Anthony Hill

No. 87, 83
- Position: Tight end

Personal information
- Born: January 2, 1985 (age 41) Friendswood, Texas, U.S.
- Listed height: 6 ft 6 in (1.98 m)
- Listed weight: 278 lb (126 kg)

Career information
- High school: Clear Brook (TX) Hargrave Military Academy (VA)
- College: N.C. State
- NFL draft: 2009: 4th round, 122nd overall pick

Career history
- Houston Texans (2009–2010); Philadelphia Eagles (2011)*; Indianapolis Colts (2011);
- * Offseason and/or practice squad member only

Awards and highlights
- Second-team All-ACC (2006);

Career NFL statistics
- Receptions: 3
- Receiving yards: 19
- Stats at Pro Football Reference

= Anthony Hill (tight end) =

American football player (born 1985)

Anthony Hill (born January 2, 1985) is an American former professional football player who was a tight end in the National Football League (NFL). He played college football for the NC State Wolfpack and was selected by the Houston Texans in the fourth round of the 2009 NFL draft. Hill has also played for the Philadelphia Eagles and Indianapolis Colts.

==Early life==
Hill attended Clear Brook High School in Friendswood, Texas, and later the Hargrave Military Academy. As a senior, he recorded 10 catches after switching to tight end from defensive end. There, he played with future Wolfpack teammate wide receiver Darrell Blackman. He was rated No. 44 nationally at his position by Rivals.com.

==College career==
Hill played college football at North Carolina State University. In his sophomore season with the Wolfpack, he caught 45 passes for 478 yards and earned second-team All-ACC honors. In July 2007, he tore his ACL and did not return until fall of 2008. In his senior year, despite missing four games with a chest injury, Hill caught 19 passes and scored four touchdowns.

==Professional career==

Pre-draft measurables
| Height | Weight | Arm length | Hand span | 40-yard dash | 10-yard split | 20-yard split | 20-yard shuttle | Three-cone drill | Vertical jump | Broad jump | Bench press |
| 6 ft 5 in (1.96 m) | 262 lb (119 kg) | 34+3⁄4 in (0.88 m) | 10+1⁄8 in (0.26 m) | 4.84 s | 1.72 s | 2.80 s | 4.56 s | 7.31 s | 30.5 in (0.77 m) | 9 ft 8 in (2.95 m) | 21 reps |
All values from NFL Combine/Pro Day

===Houston Texans===
Hill was selected by the Houston Texans in the fourth round of the 2009 NFL draft. On October 2, 2009, word spread that Hill had contracted the H1N1 virus, also known as Swine flu and had been hospitalized. Head coach Gary Kubiak said publicly that Hill "is doing much better" and that "there's no panic at all".

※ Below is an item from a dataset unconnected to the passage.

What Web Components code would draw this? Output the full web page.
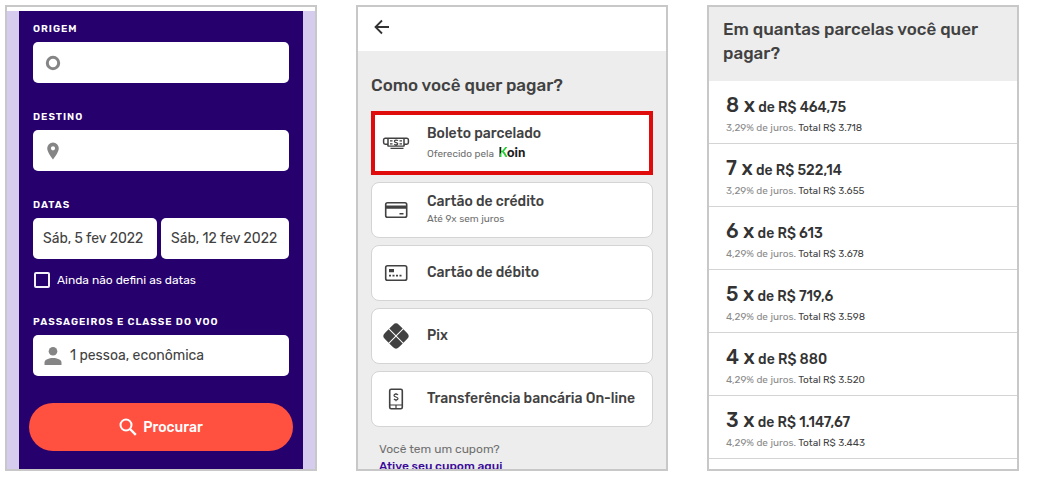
<!DOCTYPE html>
<html lang="pt-BR">
<head>
<meta charset="utf-8">
<meta name="viewport" content="width=device-width, initial-scale=1">
<title>Passagens com boleto parcelado</title>
<style>
  body { margin: 0; background: #fff; color: #414141; font-family: Rubik, Inter, Roboto, sans-serif; font-size: 14px; }
</style>
</head>
<body>
<travel-steps>
  <phone-screen>
    <search-form></search-form>
  </phone-screen>
  <phone-screen>
    <payment-picker heading="Como você quer pagar?">
      <payment-option icon="cash" highlighted>Boleto parcelado<span slot="note">Oferecido pela <koin-logo></koin-logo></span></payment-option>
      <payment-option icon="credit">Cartão de crédito<span slot="note">Até 9x sem juros</span></payment-option>
      <payment-option icon="debit">Cartão de débito</payment-option>
      <payment-option icon="pix">Pix</payment-option>
      <payment-option icon="phone">Transferência bancária On-line</payment-option>
    </payment-picker>
  </phone-screen>
  <phone-screen>
    <installment-list heading="Em quantas parcelas você quer pagar?">
      <installment-row times="8" rate="3,29%" total="3.718">464,75</installment-row>
      <installment-row times="7" rate="3,29%" total="3.655">522,14</installment-row>
      <installment-row times="6" rate="4,29%" total="3.678">613</installment-row>
      <installment-row times="5" rate="4,29%" total="3.598">719,6</installment-row>
      <installment-row times="4" rate="4,29%" total="3.520">880</installment-row>
      <installment-row times="3" rate="4,29%" total="3.443">1.147,67</installment-row>
    </installment-list>
  </phone-screen>
</travel-steps>

<script>
const ICONS = {
  origin: `<svg width="18" height="18" viewBox="0 0 18 18"><circle cx="9" cy="9" r="5.700" fill="none" stroke="#858585" stroke-width="3"/></svg>`,
  pin: `<svg width="18" height="18" viewBox="0 0 18 18"><path fill="#858585" fill-rule="evenodd" d="M9 0.5a5.8 5.8 0 0 0-5.8 5.8C3.200 10.500 9 17.500 9 17.500s5.800-7 5.800-11.200A5.800 5.800 0 0 0 9 .5Zm0 3.700a2.100 2.100 0 1 1 0 4.200 2.100 2.100 0 0 1 0-4.200Z"/></svg>`,
  person: `<svg width="18" height="18" viewBox="0 0 18 18"><circle cx="9" cy="4.300" r="4.300" fill="#858585"/><path fill="#858585" d="M.5 18v-2.500C.5 12.500 5 11 9 11s8.500 1.500 8.500 4.500V18Z"/></svg>`,
  search: `<svg width="18" height="18" viewBox="0 0 18 18"><circle cx="7" cy="7" r="5.500" fill="none" stroke="#fff" stroke-width="2"/><path d="m11 11 5.800 5.800" stroke="#fff" stroke-width="2.400"/></svg>`,
  back: `<svg width="16" height="16" viewBox="0 0 16 16"><path d="M15 8H2M8 1.500 1.500 8 8 14.500" fill="none" stroke="#333" stroke-width="1.800"/></svg>`,
  cash: `<svg width="28" height="28" viewBox="0 0 28 28" fill="none" stroke="#414141"><path stroke-width="1.500" d="M6 15.200H3.200a1.600 1.600 0 0 1-1.600-1.600V10.900A1.600 1.600 0 0 1 3.200 9.300H24.800a1.600 1.600 0 0 1 1.600 1.600v2.700a1.600 1.600 0 0 1-1.600 1.600H22M6 9.500v7.400M22 9.500v7.400"/><path stroke-width="1.200" d="M5.500 17.200h17M8.500 19.300h13M8 11.800h2.500M8 14.800h2.500M17.500 11.800H20M17.500 14.800H20M16 11.600c-1-.8-3.600-.8-3.600.6 0 1.800 3.400.9 3.400 2.600 0 1.300-2.500 1.300-3.600.4"/></svg>`,
  credit: `<svg width="28" height="28" viewBox="0 0 28 28"><rect x="3.700" y="6.700" width="21" height="14.600" rx="1.800" fill="none" stroke="#414141" stroke-width="1.600"/><path fill="#414141" d="M4 9.500h20.500v3.300H4zM17.500 17h4v1.400h-4z"/></svg>`,
  debit: `<svg width="28" height="28" viewBox="0 0 28 28"><rect x="3.700" y="6.700" width="21" height="14.600" rx="1.800" fill="none" stroke="#414141" stroke-width="1.600"/><path fill="#414141" d="M7 10h5v3.300H7zM7 15.800h2v1.600H7zM10.500 15.800h2v1.600h-2zM14 15.800h2v1.600h-2zM17.500 15.800h2v1.600h-2z"/></svg>`,
  pix: `<svg width="28" height="28" viewBox="0 0 28 28"><g transform="rotate(45 14 14)" fill="#414141"><path d="M8 4h5.500v9.500H4V8a4 4 0 0 1 4-4ZM14.500 4H20a4 4 0 0 1 4 4v5.500h-9.500ZM4 14.500h9.500V24H8a4 4 0 0 1-4-4ZM14.500 14.500H24V20a4 4 0 0 1-4 4h-5.500Z"/></g></svg>`,
  phone: `<svg width="28" height="28" viewBox="0 0 28 28" fill="none" stroke="#414141"><rect x="7.700" y="4.200" width="12.600" height="19.600" rx="1.500" stroke-width="1.600"/><path stroke-width="1.200" d="M8 20h12M14 20v3.500M14 8v1M14 15v1.200M16 10c-.8-1.200-4-1.200-4 .5 0 1.800 4 1.200 4 3 0 1.700-3.200 1.700-4 .4"/></svg>`
};

function define(name, render) {
  customElements.define(name, class extends HTMLElement {
    constructor() {
      super();
      this.attachShadow({ mode: "open" });
    }
    connectedCallback() {
      this.shadowRoot.innerHTML = render(this);
    }
  });
}

define("travel-steps", () => `
  <style>
    :host { display: block; padding: 5px 27px 30px 5px; }
    main { display: grid; grid-template-columns: repeat(3, minmax(0, 1fr)); gap: 39px; }
  </style>
  <main><slot></slot></main>`);

define("phone-screen", () => `
  <style>
    :host { display: block; box-sizing: border-box; aspect-ratio: 156 / 233; min-height: 0; overflow: hidden; border: 2px solid #c8c8c8; background: #fff; }
    section { height: 100%; overflow: hidden; }
  </style>
  <section><slot></slot></section>`);

define("form-field", el => `
  <style>
    :host { display: block; min-width: 0; }
    label { display: block; }
    .caption { display: block; line-height: 14px; margin-bottom: 6px; color: #fff; font-size: 10px; font-weight: 600; letter-spacing: 1px; text-transform: uppercase; }
    .box { display: flex; align-items: center; gap: 8px; box-sizing: border-box; height: 41px; padding: 0 10px; background: #fff; border-radius: 5px; }
    .box.icon { padding-left: 11px; }
    svg { display: block; flex: none; }
    input { flex: 1; min-width: 0; width: 100%; padding: 0; border: 0; outline: 0; background: none; color: #414141; font: inherit; }
  </style>
  <label>
    ${el.hasAttribute("caption") ? `<span class="caption">${el.getAttribute("caption")}</span>` : ""}
    <span class="box ${el.hasAttribute("icon") ? "icon" : ""}">
      ${ICONS[el.getAttribute("icon")] || ""}
      <input type="text" value="${el.getAttribute("value") || ""}" aria-label="${el.getAttribute("hint") || el.getAttribute("caption")}">
    </span>
  </label>`);

define("search-form", () => `
  <style>
    :host { display: block; box-sizing: border-box; height: 100%; padding: 4px 12px 0; background: linear-gradient(#fff 4px, #d6cdee 4px); }
    form { box-sizing: border-box; height: 100%; padding: 11px 10px 0; background: #26006c; display: flex; flex-direction: column; }
    .fields { display: flex; flex-direction: column; gap: 27px; padding: 0 4px; }
    fieldset { min-width: 0; margin: 0; padding: 0; border: 0; }
    legend { padding: 0; line-height: 14px; margin-bottom: 6px; color: #fff; font-size: 10px; font-weight: 600; letter-spacing: 1px; text-transform: uppercase; }
    .dates { display: grid; grid-template-columns: 31fr 32fr; gap: 4px; }
    .check { display: flex; align-items: center; gap: 7px; margin-top: 13px; line-height: 16px; color: #fff; font-size: 12px; }
    .check input { appearance: none; flex: none; box-sizing: border-box; width: 16px; height: 16px; margin: 0 0 0 1px; border: 2px solid #f4f0fa; border-radius: 2px; }
    button { display: flex; justify-content: center; align-items: center; gap: 6px; height: 48px; margin-top: 27px; border: 0; border-radius: 24px; background: #ff5040; color: #fff; font: inherit; font-weight: 500; }
  </style>
  <form>
    <div class="fields">
      <form-field caption="Origem" icon="origin"></form-field>
      <form-field caption="Destino" icon="pin"></form-field>
      <fieldset>
        <legend>Datas</legend>
        <div class="dates">
          <form-field value="Sáb, 5 fev 2022" hint="Ida"></form-field>
          <form-field value="Sáb, 12 fev 2022" hint="Volta"></form-field>
        </div>
        <label class="check"><input type="checkbox">Ainda não defini as datas</label>
      </fieldset>
      <form-field caption="Passageiros e classe do voo" icon="person" value="1 pessoa, econômica"></form-field>
    </div>
    <button type="button">${ICONS.search}Procurar</button>
  </form>`);

define("koin-logo", () => `
  <style>
    :host { display: inline-block; margin-left: 2px; color: #1b1b1b; font: 900 13px/12px Lato, sans-serif; }
    .k { color: transparent; background: linear-gradient(100deg, #1b1b1b 34%, #21cf35 36%); -webkit-background-clip: text; background-clip: text; }
  </style><span class="k">K</span>oin`);

define("payment-option", el => `
  <style>
    :host { display: block; }
    button { display: flex; align-items: center; gap: 17px; box-sizing: border-box; width: 100%; height: 56px; padding: 0 10px; border: 1px solid #d4d4d4; border-radius: 8px; background: #fff; color: #414141; font: inherit; text-align: left; }
    :host([highlighted]) button { height: 64px; padding: 0 7px; border: 4px solid #e00b0b; border-radius: 0; }
    svg { display: block; flex: none; }
    .text { display: flex; flex-direction: column; }
    .name { line-height: 18px; font-size: 14px; font-weight: 500; }
    ::slotted([slot="note"]) { display: block; line-height: 16px; color: #707070; font-size: 10px; }
    :host([highlighted]) .text { gap: 3px; }
  </style>
  <button type="button">
    ${ICONS[el.getAttribute("icon")]}
    <span class="text"><span class="name"><slot></slot></span><slot name="note"></slot></span>
  </button>`);

define("payment-picker", el => `
  <style>
    :host { display: block; min-height: 100%; background: #ededed; }
    header { display: flex; align-items: center; height: 44px; padding: 0 16px; background: #fff; }
    header button { display: flex; margin-bottom: 4px; padding: 0; border: 0; background: none; }
    .body { padding: 22px 13px 0; }
    h2 { margin: 0 0 14px; line-height: 24px; font-size: 17px; font-weight: 500; }
    .options { display: flex; flex-direction: column; gap: 7px; }
    .coupon { padding: 14px 8px 0; line-height: 17px; color: #707070; font-size: 12px; }
    p { margin: 0; }
    a { color: #3a0a9a; font-weight: 500; text-decoration: none; }
  </style>
  <header><button type="button" aria-label="Voltar">${ICONS.back}</button></header>
  <div class="body">
    <h2>${el.getAttribute("heading")}</h2>
    <div class="options"><slot></slot></div>
    <div class="coupon"><p>Você tem um cupom?</p><a href="#cupom">Ative seu cupom aqui</a></div>
  </div>`);

define("installment-row", el => `
  <style>
    :host { display: block; box-sizing: border-box; height: 63px; padding: 12px 17px 0; border-bottom: 1px solid #d4d4d4; }
    p { margin: 0; }
    .price { line-height: 25px; font-size: 14px; font-weight: 500; color: #333; }
    .times { font-size: 20px; }
    .detail { line-height: 16px; font-size: 10px; color: #8a8a8a; }
    .total { color: #414141; }
  </style>
  <p class="price"><span class="times">${el.getAttribute("times")} x</span> de R$ <slot></slot></p>
  <p class="detail">${el.getAttribute("rate")} de juros. <span class="total">Total R$ ${el.getAttribute("total")}</span></p>`);

define("installment-list", el => `
  <style>
    :host { display: block; }
    header { padding: 10px 14px 16px; background: #ededed; }
    h2 { margin: 0; line-height: 24px; font-size: 17px; font-weight: 500; }
  </style>
  <header><h2>${el.getAttribute("heading")}</h2></header>
  <slot></slot>`);
</script>
</body>
</html>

He was waived on September 3, 2011, during final roster cuts.

===Philadelphia Eagles===
Hill was signed to the Philadelphia Eagles' practice squad on September 5, 2011.

===Indianapolis Colts===
Hill was signed to the Indianapolis Colts active roster on November 7, 2011, after starter Dallas Clark and backup Brody Eldridge went down with injuries.